I must have been 10 or 11, I didn’t understand what was going on. Nobody in the family hugged or kissed much so physical touch in itself was a little weird. So I wondered if I was just uncomfortable although the man meant good. And if he didn’t, did he pick me because I appeared most meek? I wasn’t old enough, maybe, to feel insulted. I felt thoroughly ashamed. Like I had done wrong. I told nobody. I only told my father I did not want to go in early for music classes. I suppose I did manage the situation pretty well, I managed to fend off abuse. But it bothers me still. Not anger, only a strange sense of shame, and, fear.
There are other instances I remember, in school, on buses. Nothing traumatic but brief moments when I wondered what pleasure men got in abrupt groping or brushing or plain dirty talk. Or was it that I was being subjected to it, whatever IT was?
A few months ago, I was on a night bus. I was dozing off when I felt something creeping up my breast. Bugs I thought. Then realised that the passenger behind me had taken the trouble to lean all the way front from his semi-sleeper chair to have some fun. For a change, I felt anger before anything else. I asked him, loud enough, across the seat if he had a problem keeping his hands to himself. It didn’t work, he was at it again. I didn’t quite expect a busload of half asleep people to do anything about it. So I got my seat changed and sat behind the driver so I could catch some sleep in peace. Again, maybe I fended off a situation but something niggles still.
But maybe, a couple of years ago, I wouldn’t have said anything to him at all. Was it the education, was it a salary that made me independent, was it plain fending for myself in a metro that made me slightly confident? I don’t know. At least, I have the satisfaction of looking the bastard in the face.
I think rape is only a difference of degree. You sexually assault a woman to make a point, you rape her, it has the same impact, again, only different in degree. It isn’t the plain physicality of the violence. A gash across the arm isn’t the same as a stranger clutching at your hip or posterior. It is perhaps something that sounds dangerously close to honour (that very feudal concept) but it’s not. It is something more intrinsic, something that separates the sexes. If it wasn’t why isn’t there anything comparable that a woman can do to a man? Why don’t I just grab a man’s balls in public to humiliate him or show him I’m smarter?

3 comments:

jay mazoomdaar said...

"may she be granted beauty and yet not/ beauty to make a stranger's eye distraught"
-- very misplaced but just like that. a serious response later...

Durba Basu said...
This comment has been removed by a blog administrator.
Durba Basu said...

Thank you for this post. Thank you for broaching the subject so openly. We all have such horror stories of molestation, and it begins so often at an age when one is just unable to articulate even to oneself, let alone tell others. Recently, in a discussion with a friend you know too, we agreed that when molested as children, the first response was FEAR, and it was much much later that we were able to understand what happened.
I completely agree with you that rape is an act of sexually defining the body, "putting women in their places," which is why I think rape is so much an ingredient of war, racial violence et al.

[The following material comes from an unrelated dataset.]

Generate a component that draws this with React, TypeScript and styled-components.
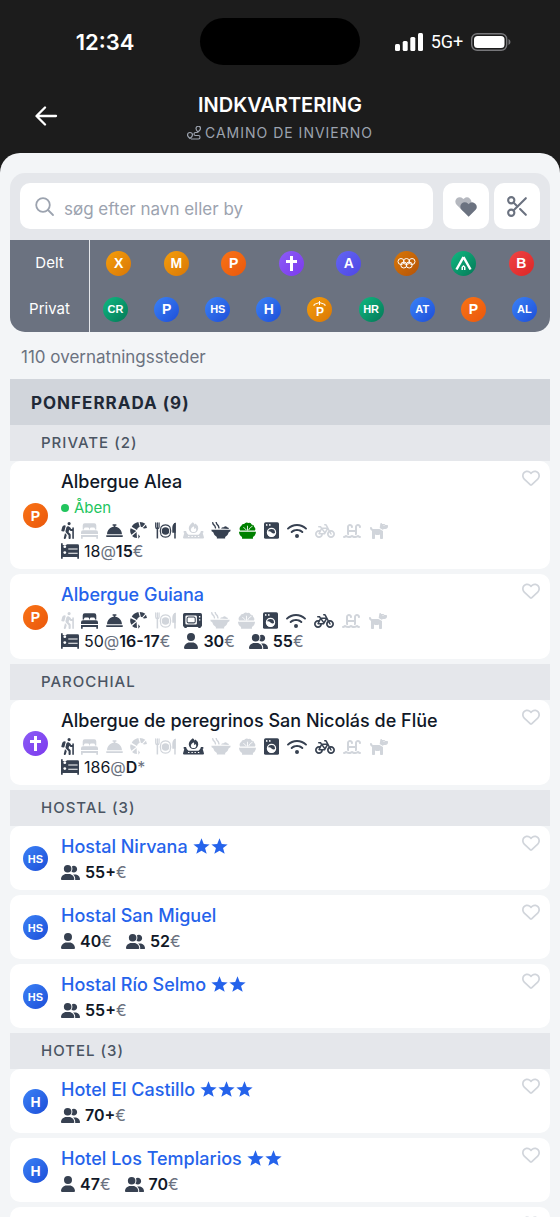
import React from "react";
import styled, { createGlobalStyle } from "styled-components";
import { FaBicycle, FaPersonHiking, FaBellConcierge, FaWaterLadder, FaDog, FaRegHeart, FaUser, FaUserGroup, FaWifi } from "react-icons/fa6";
import { FiScissors } from "react-icons/fi";

const GlobalStyle = createGlobalStyle`
  * { box-sizing: border-box; }
  html, body { margin: 0; background: #1c1c1c; }
  body { font-family: Inter, "Noto Sans", sans-serif; color: #111827; }
  button { font: inherit; border: 0; padding: 0; background: none; color: inherit; cursor: pointer; }
  h1, h2, h3, h4, p, ul { margin: 0; padding: 0; font-weight: inherit; }
  ul { list-style: none; }
  svg { display: block; flex: none; }
`;

const Screen = styled.div`
  display: flex;
  flex-direction: column;
  height: 100vh;
  overflow: hidden;
  background: #1c1c1c;
`;

const StatusBar = styled.div`
  display: grid;
  grid-template-columns: 1fr 160px 1fr;
  align-items: center;
  flex: none;
  padding-top: 18px;
  color: #fff;
`;

const Clock = styled.time`
  padding-left: 10px;
  text-align: center;
  font-size: 22px;
  line-height: 28px;
  font-weight: 600;
`;

const Island = styled.div`
  height: 47px;
  border-radius: 24px;
  background: #000;
`;

const Signals = styled.div`
  display: flex;
  align-items: center;
  justify-content: center;
  gap: 8px;
  padding-right: 14px;
  font: 400 18px/24px Roboto, sans-serif;
`;

const TitleBar = styled.header`
  display: grid;
  grid-template-columns: 60px 1fr 60px;
  flex: none;
  padding: 28px 0 8px;
  color: #fff;
`;

const BackButton = styled.button`
  display: flex;
  align-items: center;
  justify-content: flex-end;
  height: 46px;
`;

const Titles = styled.div`
  text-align: center;
`;

const Title = styled.h1`
  font-size: 20px;
  line-height: 24px;
  font-weight: 600;
`;

const Subtitle = styled.p`
  display: flex;
  align-items: center;
  justify-content: center;
  gap: 4px;
  margin-top: 4px;
  color: #9ca3af;
  font-size: 14px;
  line-height: 24px;
  letter-spacing: 1px;
`;

const Sheet = styled.main`
  flex: 1;
  min-height: 0;
  overflow-y: auto;
  scrollbar-width: none;
  padding: 20px 10px 0;
  border-radius: 20px 20px 0 0;
  background: #f3f5f7;
`;

const Filters = styled.section`
  overflow: hidden;
  border-radius: 15px;
  background: #e5e7eb;
`;

const SearchRow = styled.div`
  display: flex;
  gap: 5px;
  padding: 10px 10px 11px;
`;

const SearchBox = styled.label`
  display: flex;
  flex: 1;
  align-items: center;
  gap: 9px;
  min-width: 0;
  height: 46px;
  margin-right: 5px;
  padding: 0 14px;
  border-radius: 10px;
  background: #fff;
  color: #9ca3af;
`;

const SearchInput = styled.input`
  flex: 1;
  min-width: 0;
  padding: 5px 0 0;
  border: 0;
  outline: 0;
  background: none;
  color: #111827;
  font: 400 17px/24px Inter, sans-serif;
  &::placeholder { color: #9ca3af; opacity: 1; }
`;

const ToolButton = styled.button`
  display: flex;
  align-items: center;
  justify-content: center;
  width: 46px;
  height: 46px;
  border-radius: 10px;
  background: #fff;
  color: #6b7280;
`;

const FilterRow = styled.div`
  display: grid;
  grid-template-columns: 80px 1fr;
  height: 46px;
  background: #6b7280;
`;

const FilterLabel = styled.span`
  display: flex;
  align-items: center;
  justify-content: center;
  border-right: 1px solid #e5e7eb;
  color: #fff;
  font-size: 15px;
  line-height: 20px;
`;

const FilterBadges = styled.div`
  display: flex;
  align-items: center;
  justify-content: space-around;
`;

const tones = {
  amber: "#f59e0b, #d97706",
  orange: "#f97316, #ea580c",
  purple: "#8b5cf6, #7c3aed",
  indigo: "#6366f1, #4f46e5",
  brown: "#d97706, #b45309",
  green: "#10b981, #047857",
  red: "#ef4444, #dc2626",
  blue: "#3b82f6, #1d4ed8",
};
type Tone = keyof typeof tones;

const Badge = styled.span<{ $tone: Tone; $small?: boolean }>`
  display: flex;
  align-items: center;
  justify-content: center;
  flex: none;
  width: 25px;
  height: 25px;
  border-radius: 50%;
  background: linear-gradient(135deg, ${(p) => tones[p.$tone]});
  color: #fff;
  font: 700 ${(p) => (p.$small ? 11 : 14)}px/16px "Liberation Sans", sans-serif;
`;

const Count = styled.p`
  padding: 13px 11px 10px;
  color: #6b7280;
  font-size: 17px;
  line-height: 24px;
`;

const CityHeader = styled.h2`
  padding: 12px 21px 10px;
  background: #d1d5db;
  color: #1f2937;
  font-size: 17px;
  line-height: 24px;
  font-weight: 700;
  letter-spacing: 1px;
`;

const GroupHeader = styled.h3`
  padding: 8px 31px;
  background: #e5e7eb;
  color: #4b5563;
  font-size: 15px;
  line-height: 20px;
  font-weight: 500;
  letter-spacing: 1px;
`;

const CardList = styled.ul`
  display: flex;
  flex-direction: column;
  gap: 5px;
  padding-bottom: 5px;
`;

const Card = styled.li`
  display: grid;
  grid-template-columns: 51px 1fr 28px;
  min-height: 64px;
  padding: 8px 0 7px;
  border-radius: 10px;
  background: #fff;
`;

const CardBadge = styled.div`
  display: flex;
  align-items: center;
  padding-left: 13px;
`;

const CardBody = styled.div`
  min-width: 0;
`;

const nameText = `
  display: inline-flex;
  align-items: center;
  gap: 5px;
  font-size: 18px;
  line-height: 25px;
  font-weight: 500;
`;

const Name = styled.h4`
  ${nameText}
  display: flex;
  margin-bottom: 2px;
`;

const NameLink = styled.a`
  ${nameText}
  color: #2563eb;
  text-decoration: none;
`;

const Stars = styled.span`
  display: inline-flex;
  gap: 1px;
`;

const OpenStatus = styled.p`
  display: flex;
  align-items: center;
  gap: 5px;
  color: #22c55e;
  font-size: 15px;
  line-height: 23px;
  &::before {
    content: "";
    width: 8px;
    height: 8px;
    border-radius: 50%;
    background: #22c55e;
  }
`;

const Amenities = styled.div`
  display: flex;
  align-items: center;
  gap: 8px;
  height: 21px;
  padding-top: 2px;
`;

const Amenity = styled.span<{ $state: "on" | "off" | "vegan"; $width: number }>`
  display: flex;
  align-items: center;
  justify-content: center;
  width: ${(p) => p.$width}px;
  color: ${(p) => ({ on: "#374151", off: "#d1d5db", vegan: "#008000" })[p.$state]};
`;

const Prices = styled.div`
  display: flex;
  gap: 14px;
`;

const Price = styled.span`
  display: flex;
  align-items: center;
  font-size: 16px;
  line-height: 22px;
  b { font-weight: 600; }
  svg { margin-right: 5px; color: #374151; }
`;

const SingleIcon = styled(FaUser)`
  width: 14px;
  height: 16px;
`;

const Muted = styled.span`
  color: #6b7280;
`;

const FavoriteButton = styled.button`
  align-self: start;
  color: #d1d5db;
`;

const Star = () => (
  <svg width="17" height="17" viewBox="0 0 24 24" fill="currentColor">
    <path d="M12 .5l3.200 8 8.300.5-6.500 5.200 2.300 8.200L12 17.900l-7.300 4.500L7 14.200.5 9l8.300-.5z" />
  </svg>
);

const SearchIcon = () => (
  <svg width="21" height="21" viewBox="0 0 21 21" fill="none" stroke="currentColor" strokeWidth="1.800" strokeLinecap="round">
    <circle cx="9" cy="9" r="6.800" />
    <path d="M14 14l5 5" />
  </svg>
);

const BedIcon = () => (
  <svg width="17" height="16" viewBox="0 0 50 45" fill="currentColor">
    <path d="M11 0h28q6 0 6 6v12h-4v-2q0-4-4-4h-7q-4 0-4 4v2h-2v-2q0-4-4-4h-7q-4 0-4 4v2H5V6q0-6 6-6z" />
    <path d="M6 20h38q6 0 6 6v5H0v-5q0-6 6-6zM0 34h50v11h-5v-5H5v5H0z" />
  </svg>
);

const BunkIcon = () => (
  <svg width="18" height="16" viewBox="0 0 52 45" fill="currentColor">
    <path d="M0 0h5v5h11V3h32q4 0 4 4v38h-5v-5H5v5H0z" />
    <path d="M21 17h27M21 29h27" stroke="#fff" strokeWidth="3" />
    <circle cx="11" cy="10" r="4" fill="#fff" />
    <circle cx="11" cy="27" r="4" fill="#fff" />
  </svg>
);

const CroissantIcon = () => (
  <svg width="17" height="17" viewBox="0 0 49 49" fill="currentColor">
    <path d="M5 14Q10 3 24 0l4 14q-7 2-8 9zM28 0q10 0 16 5l-9 10-4-1zM46 8l3 9-8 2-4-2zM2 18l16 8L4 37Q-2 27 2 18zM6 40l13-11 1 17q-9 0-14-6zM24 35l5 7-5 6z" />
  </svg>
);

const PlateIcon = () => (
  <svg width="21" height="17" viewBox="0 0 62 49" fill="none" stroke="currentColor" strokeWidth="3.500">
    <path d="M2 2v12q0 5 5 5t5-5V2M7 2v16" strokeLinecap="round" />
    <path d="M7 18v30" strokeWidth="4.500" />
    <path d="M18 14a17 17 0 0 1 26 0M18 38a17 17 0 0 0 26 0M18 14q-5 12 0 24M44 14q5 12 0 24" />
    <circle cx="31" cy="26" r="11" fill="currentColor" stroke="none" />
    <path d="M59 2v46" strokeWidth="4.500" />
    <path d="M61 1q-10 4-10 16v14h10z" fill="currentColor" stroke="none" />
  </svg>
);

const StoveIcon = () => (
  <svg width="21" height="17" viewBox="0 0 62 49" fill="currentColor">
    <path d="M29 0q4 3 5 7 2-1 3-3 8 6 8 14a14 14 0 0 1-28 0Q17 8 29 0zm2 12q-8 5-8 10a8 7 0 0 0 16 0q0-3-2-5-2 3-4 3 1-4-2-8z" fillRule="evenodd" />
    <path d="M2 26h7q2 9 7 11h30q5-2 7-11h7v5h-2l4 14q0 3-3 3H3q-3 0-3-3l4-14H2z" />
    <path d="M15 42.500h4M25 42.500h4M34 42.500h4M44 42.500h4" stroke="#fff" strokeWidth="3" />
  </svg>
);

const MicrowaveIcon = () => (
  <svg width="19" height="15" viewBox="0 0 56 44" fill="currentColor">
    <path d="M5 0h46q5 0 5 5v32q0 4-4 4v3h-7v-3H11v3H4v-3q-4 0-4-4V5q0-5 5-5zm6 7q-4 0-4 4v19q0 4 4 4h26q4 0 4-4V11q0-4-4-4zm36 2v4h4V9zm0 9v4h4v-4z" fillRule="evenodd" />
    <rect x="12" y="12" width="24" height="17" rx="4" fill="none" stroke="currentColor" strokeWidth="3" />
  </svg>
);

const BowlIcon = () => (
  <svg width="20" height="17" viewBox="0 0 58 49" fill="currentColor">
    <path d="M5 2q1 5 4 7t4 8M15 1q1 5 4 7t4 9" fill="none" stroke="currentColor" strokeWidth="4" strokeLinecap="round" />
    <path d="M29 19q3-5 8-4 5-6 10 0 5 1 5 5zM1 22h56q0 6-5 7-2 9-11 14v5H17v-5Q8 38 6 29q-5-1-5-7z" />
  </svg>
);

const SaladIcon = () => (
  <svg width="17" height="17" viewBox="0 0 50 48" fill="currentColor">
    <path d="M3 24Q-1 15 7 10q1-6 8-5 5-7 13-3 7-2 9 4 8 1 8 8 5 4 2 10z" />
    <path d="M0 28h50q0 10-9 15v5H9v-5Q0 38 0 28z" />
    <path d="M25 24V10M22 23 13 14M28 23q4-9 12-12" stroke="#fff" strokeWidth="2.500" fill="none" />
  </svg>
);

const WasherIcon = () => (
  <svg width="15" height="17" viewBox="0 0 44 49">
    <rect width="44" height="49" rx="5" fill="currentColor" />
    <circle cx="8" cy="8" r="2.500" fill="#fff" />
    <circle cx="17" cy="8" r="2.500" fill="#fff" />
    <circle cx="22" cy="30" r="12" fill="none" stroke="#fff" strokeWidth="3.500" />
    <path d="M12 27q5-2 10 3t11 2a11 11 0 0 1-22 0z" fill="#fff" />
  </svg>
);

const RouteIcon = () => (
  <svg width="14" height="14" viewBox="0 0 28 28" fill="none" stroke="currentColor" strokeWidth="2.400">
    <path d="M6 25q-5-4-5-7a5 5 0 0 1 10 0q0 3-5 7zM22 12q-4-4-4-7a4 4 0 0 1 9 0q0 3-5 7zM21 13h-4q-3 0-3 3t3 3h6q3 0 3 3.500T23 26H8" />
  </svg>
);

const CrossIcon = () => (
  <svg width="15" height="17" viewBox="0 0 15 17" fill="#fff">
    <path d="M6 1h3v4h4v3H9v8H6V8H2V5h4z" />
  </svg>
);

const RingsIcon = () => (
  <svg width="19" height="13" viewBox="0 0 19 13" fill="none" stroke="#fff">
    <circle cx="4" cy="4.500" r="3" />
    <circle cx="9.500" cy="4.500" r="3" />
    <circle cx="15" cy="4.500" r="3" />
    <circle cx="6.800" cy="8" r="3" />
    <circle cx="12.200" cy="8" r="3" />
  </svg>
);

const TentIcon = () => (
  <svg width="17" height="16" viewBox="0 0 17 16" fill="none" stroke="#fff">
    <path d="M8.500 2 1.500 14.500M8.500 2l7 12.500" strokeWidth="2.500" />
    <path d="M6.500 15v-3l2-2 2 2v3z" fill="#fff" stroke="none" />
    <path d="M8.500 12v3" stroke="#0a8f66" />
  </svg>
);

const ShelterBadge = styled.span`
  display: grid;
  justify-items: center;
  font-size: 12px;
  line-height: 11px;
`;

const ShelterIcon = () => (
  <ShelterBadge>
    <svg width="13" height="6" viewBox="0 0 13 6" fill="none" stroke="#fff">
      <path d="M1 5V3.500L6.500 1.500 12 3.500V5M6.500 0v4" />
    </svg>
    P
  </ShelterBadge>
);

const DoubleHeartIcon = () => {
  const heart = "M9 16.500 1.700 9.200a4.700 4.700 0 0 1 0-6.600 4.700 4.700 0 0 1 6.600 0L9 3.300l.7-.7a4.700 4.700 0 0 1 6.600 6.600z";
  return (
    <svg width="23" height="21" viewBox="0 0 23 21" fill="currentColor">
      <path d={heart} opacity="0.500" transform="scale(.94)" />
      <path d={heart} transform="translate(5 5) scale(.96)" />
    </svg>
  );
};

const ArrowIcon = () => (
  <svg width="25" height="22" viewBox="0 0 25 22" fill="none" stroke="#fff" strokeWidth="2.300" strokeLinecap="round" strokeLinejoin="round">
    <path d="M10 2.500 1.500 11l8.500 8.500M2 11h19" />
  </svg>
);

const SignalIcon = () => (
  <svg width="28" height="18" viewBox="0 0 28 18" fill="#fff">
    <rect y="11" width="5" height="7" rx="1.500" />
    <rect x="7.700" y="8" width="5" height="10" rx="1.500" />
    <rect x="15.300" y="4" width="5" height="14" rx="1.500" />
    <rect x="23" width="5" height="18" rx="1.500" />
  </svg>
);

const BatteryIcon = () => (
  <svg width="40" height="18" viewBox="0 0 40 18">
    <rect x=".7" y=".7" width="35" height="16.600" rx="5.500" fill="none" stroke="#77777a" strokeWidth="1.400" />
    <rect x="3" y="3" width="30.500" height="12" rx="3.500" fill="#fff" />
    <path d="M37.500 6q2 1 2 3t-2 3z" fill="#77777a" />
  </svg>
);

type BadgeData = { tone: Tone; mark: string | React.ReactElement; label: string };

const sharedTypes: BadgeData[] = [
  { tone: "amber", mark: "X", label: "Xunta" },
  { tone: "amber", mark: "M", label: "Municipal" },
  { tone: "orange", mark: "P", label: "Private" },
  { tone: "purple", mark: <CrossIcon />, label: "Parochial" },
  { tone: "indigo", mark: "A", label: "Association" },
  { tone: "brown", mark: <RingsIcon />, label: "Sport" },
  { tone: "green", mark: <TentIcon />, label: "Camping" },
  { tone: "red", mark: "B", label: "Bivouac" },
];

const privateTypes: BadgeData[] = [
  { tone: "green", mark: "CR", label: "Casa rural" },
  { tone: "blue", mark: "P", label: "Pension" },
  { tone: "blue", mark: "HS", label: "Hostal" },
  { tone: "blue", mark: "H", label: "Hotel" },
  { tone: "amber", mark: <ShelterIcon />, label: "Parador" },
  { tone: "green", mark: "HR", label: "Hotel rural" },
  { tone: "blue", mark: "AT", label: "Apartment" },
  { tone: "orange", mark: "P", label: "Posada" },
  { tone: "blue", mark: "AL", label: "Alojamiento" },
];

const amenityIcons: Record<string, { width: number; icon: React.ReactElement }> = {
  hiker: { width: 12, icon: <FaPersonHiking size={17} /> },
  bed: { width: 17, icon: <BedIcon /> },
  bell: { width: 16, icon: <FaBellConcierge size={17} /> },
  croissant: { width: 17, icon: <CroissantIcon /> },
  plate: { width: 20, icon: <PlateIcon /> },
  stove: { width: 20, icon: <StoveIcon /> },
  microwave: { width: 19, icon: <MicrowaveIcon /> },
  bowl: { width: 20, icon: <BowlIcon /> },
  salad: { width: 17, icon: <SaladIcon /> },
  washer: { width: 15, icon: <WasherIcon /> },
  wifi: { width: 20, icon: <FaWifi size={20} /> },
  bike: { width: 20, icon: <FaBicycle size={20} /> },
  pool: { width: 18, icon: <FaWaterLadder size={18} /> },
  dog: { width: 19, icon: <FaDog size={18} /> },
};

type PriceData = { kind: "bunk" | "single" | "double"; beds?: string; amount: string; suffix?: string };
type Lodging = {
  name?: string;
  link?: boolean;
  stars?: number;
  open?: boolean;
  badge?: BadgeData;
  amenities?: string;
  prices?: PriceData[];
};

const [, , shared, parish] = sharedTypes;
const hostal = privateTypes[2];
const hotel = privateTypes[3];

/* "+" marks an available amenity, "-" a missing one and "*" a vegan menu */
const groups: { title: string; items: Lodging[] }[] = [
  {
    title: "PRIVATE (2)",
    items: [
      {
        name: "Albergue Alea",
        open: true,
        badge: shared,
        amenities: "+hiker -bed +bell +croissant +plate -stove +bowl *salad +washer +wifi -bike -pool -dog",
        prices: [{ kind: "bunk", beds: "18", amount: "15" }],
      },
      {
        name: "Albergue Guiana",
        link: true,
        badge: shared,
        amenities: "-hiker +bed +bell +croissant -plate +microwave -bowl -salad +washer +wifi +bike -pool -dog",
        prices: [
          { kind: "bunk", beds: "50", amount: "16-17" },
          { kind: "single", amount: "30" },
          { kind: "double", amount: "55" },
        ],
      },
    ],
  },
  {
    title: "PAROCHIAL",
    items: [
      {
        name: "Albergue de peregrinos San Nicolás de Flüe",
        badge: parish,
        amenities: "+hiker -bed -bell -croissant -plate +stove -bowl -salad +washer +wifi +bike -pool -dog",
        prices: [{ kind: "bunk", beds: "186", amount: "D", suffix: "*" }],
      },
    ],
  },
  {
    title: "HOSTAL (3)",
    items: [
      { name: "Hostal Nirvana", link: true, stars: 2, badge: hostal, prices: [{ kind: "double", amount: "55+" }] },
      {
        name: "Hostal San Miguel",
        link: true,
        badge: hostal,
        prices: [
          { kind: "single", amount: "40" },
          { kind: "double", amount: "52" },
        ],
      },
      { name: "Hostal Río Selmo", link: true, stars: 2, badge: hostal, prices: [{ kind: "double", amount: "55+" }] },
    ],
  },
  {
    title: "HOTEL (3)",
    items: [
      { name: "Hotel El Castillo", link: true, stars: 3, badge: hotel, prices: [{ kind: "double", amount: "70+" }] },
      {
        name: "Hotel Los Templarios",
        link: true,
        stars: 2,
        badge: hotel,
        prices: [
          { kind: "single", amount: "47" },
          { kind: "double", amount: "70" },
        ],
      },
      {},
    ],
  },
];

const TypeBadge = ({ data }: { data: BadgeData }) => (
  <Badge $tone={data.tone} $small={typeof data.mark === "string" && data.mark.length > 1}>
    {data.mark}
  </Badge>
);

const priceIcons = {
  bunk: <BunkIcon />,
  single: <SingleIcon />,
  double: <FaUserGroup size={19} />,
};

const FilterGroup = ({ label, types }: { label: string; types: BadgeData[] }) => (
  <FilterRow>
    <FilterLabel>{label}</FilterLabel>
    <FilterBadges>
      {types.map((t) => (
        <button key={t.label} type="button" aria-label={t.label}>
          <TypeBadge data={t} />
        </button>
      ))}
    </FilterBadges>
  </FilterRow>
);

const LodgingCard = ({ item }: { item: Lodging }) => (
  <Card>
    <CardBadge>{item.badge && <TypeBadge data={item.badge} />}</CardBadge>
    <CardBody>
      {item.name && (
        <Name>
          {item.link ? (
            <NameLink href="#">
              {item.name}
              {item.stars && <Stars>{Array.from({ length: item.stars }, (_, i) => <Star key={i} />)}</Stars>}
            </NameLink>
          ) : (
            item.name
          )}
        </Name>
      )}
      {item.open && <OpenStatus>Åben</OpenStatus>}
      {item.amenities && (
        <Amenities>
          {item.amenities.split(" ").map((code) => {
            const { width, icon } = amenityIcons[code.slice(1)];
            const state = code[0] === "+" ? "on" : code[0] === "*" ? "vegan" : "off";
            return <Amenity key={code} $state={state} $width={width}>{icon}</Amenity>;
          })}
        </Amenities>
      )}
      {item.prices && (
        <Prices>
          {item.prices.map((p) => (
            <Price key={p.kind}>
              {priceIcons[p.kind]}
              {p.beds}
              {p.beds && <Muted>@</Muted>}
              <b>{p.amount}</b>
              <Muted>{p.suffix ?? "€"}</Muted>
            </Price>
          ))}
        </Prices>
      )}
    </CardBody>
    <FavoriteButton type="button" aria-label="Favorit">
      <FaRegHeart size={18} />
    </FavoriteButton>
  </Card>
);

export default function App() {
  return (
    <Screen>
      <GlobalStyle />
      <StatusBar>
        <Clock>12:34</Clock>
        <Island />
        <Signals>
          <SignalIcon />
          5G+
          <BatteryIcon />
        </Signals>
      </StatusBar>
      <TitleBar>
        <BackButton type="button" aria-label="Tilbage">
          <ArrowIcon />
        </BackButton>
        <Titles>
          <Title>INDKVARTERING</Title>
          <Subtitle>
            <RouteIcon />
            CAMINO DE INVIERNO
          </Subtitle>
        </Titles>
      </TitleBar>
      <Sheet>
        <Filters>
          <SearchRow>
            <SearchBox>
              <SearchIcon />
              <SearchInput type="text" placeholder="søg efter navn eller by" aria-label="søg efter navn eller by" />
            </SearchBox>
            <ToolButton type="button" aria-label="Favoritter">
              <DoubleHeartIcon />
            </ToolButton>
            <ToolButton type="button" aria-label="Klip">
              <FiScissors size={25} />
            </ToolButton>
          </SearchRow>
          <FilterGroup label="Delt" types={sharedTypes} />
          <FilterGroup label="Privat" types={privateTypes} />
        </Filters>
        <Count>110 overnatningssteder</Count>
        <CityHeader>PONFERRADA (9)</CityHeader>
        {groups.map((group) => (
          <section key={group.title}>
            <GroupHeader>{group.title}</GroupHeader>
            <CardList>
              {group.items.map((item, i) => (
                <LodgingCard key={item.name ?? i} item={item} />
              ))}
            </CardList>
          </section>
        ))}
      </Sheet>
    </Screen>
  );
}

I liked Bhaswati Chakravorty's "Pathe Bipode", part of a series that tries to sensitize layreaders to critical issues beginning with violence on women, Christian conversions to globalization and what not, brought out by Seagull, I think. I dimly recall an English translation being available. I've thought of spreading word around about the book, but never got down to doing it. I'm beginning on that, with this comment!